AFTER reaching a peak of $1,922 per troy ounce in September 2011, gold has struggled to break new ground, with every rally since then failing to match the previous. Indeed, after the price performances of 2003 to 2011, the last 18 months have been constrained. And for quite a few reasons this is surprising.

One of gold’s main attractions has always been that it has a fundamental valuation and that, no matter what, there is a generally finite amount of it (rather like the argument over land prices in the UK). The same cannot be said for paper currencies, whose availability tends to increase in line with whatever the government of the day (and/or central bank) feels it can get away with. Over the last two years, central banks across the globe have been printing money as if it was going out of fashion (quantitative easing to give it its euphemistic nomenclature). You would think that this would have had a correspondingly positive effect on precious metal prices. While the money supply in the UK has been negative recently (for all the easing), the same cannot be said for the US, where the rate of increase has gone up.

Added to this, for the vast majority of investors gold is a zero yield asset – in that it gives no dividend or interest rate return. When interest rates are high, this makes holding gold an expensive proposition. But when they are low, the attraction becomes more obvious. With most interest-bearing returns standing around 0.5 per cent, the loss on holding the yellow metal is minimal. Again, you would expect that the fall to virtually zero rates since 2009-10, and the knowledge that this will probably last for years to come, would have had a positive price effect.

And finally, dramatic times generally cause investors to look to safety. The gyrations of the European Union, on-going concern over the fiscal cliff in the US, general worries about growth, the fear that “fiscal printing” will lead to inflation (the classic gold bugs’ palliative), and the reputedly vast future capital requirements needed to keep economic momentum going, would all normally be considered to be gold-constructive.

Not only this, but it is very rare that I ever see anything other than analysts telling me that $2,000 is the next target on the way to $2,500. And our own clients (who probably reflect the retail position the world over) have been buying on any weakness.
So why are we stuck in the mid $1,600s, rather than somewhere nearer to $1,800 or $1,900 (or higher)? The fear for the bulls is that we now know all the good reasons for buying and they do not seem (at the moment) to be enough. The major exchange-traded funds, the hedge funds and even retail clients are all sitting on large long positions. Who is left to buy?

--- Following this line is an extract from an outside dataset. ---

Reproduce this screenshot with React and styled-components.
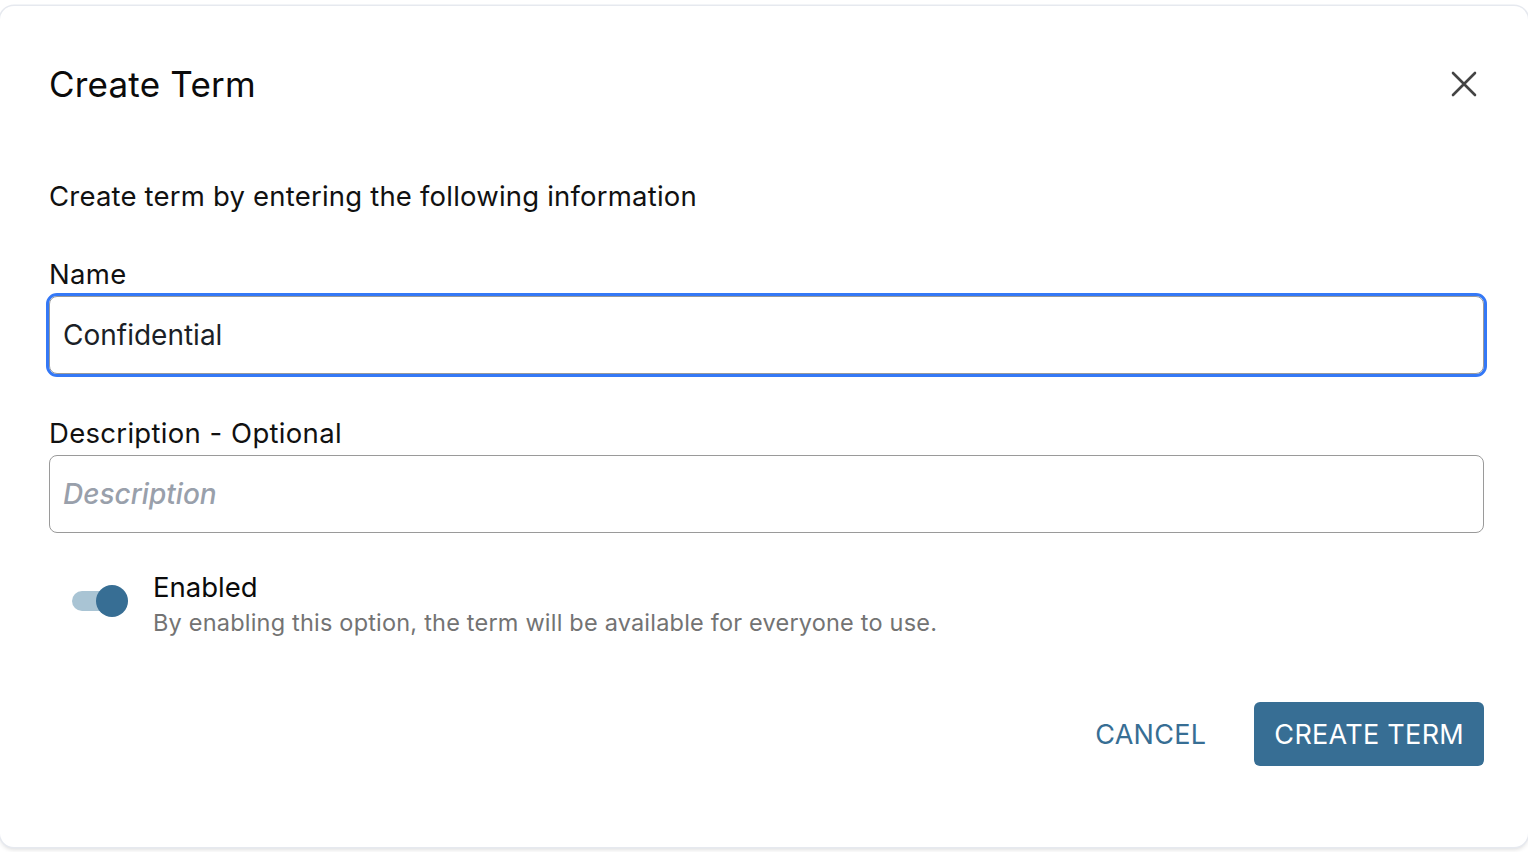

No doubt there will be crises along the way, which will have their own particular effect on the precious metals price. And the fact is that the total liquidity in the market is not actually that great, and the product (unlike oil or wheat) is not consumable, so big buyers can have an impact beyond that of other commodity markets.

The forecast for the surge higher is still there. But the wait for the rally seems to be getting eternal.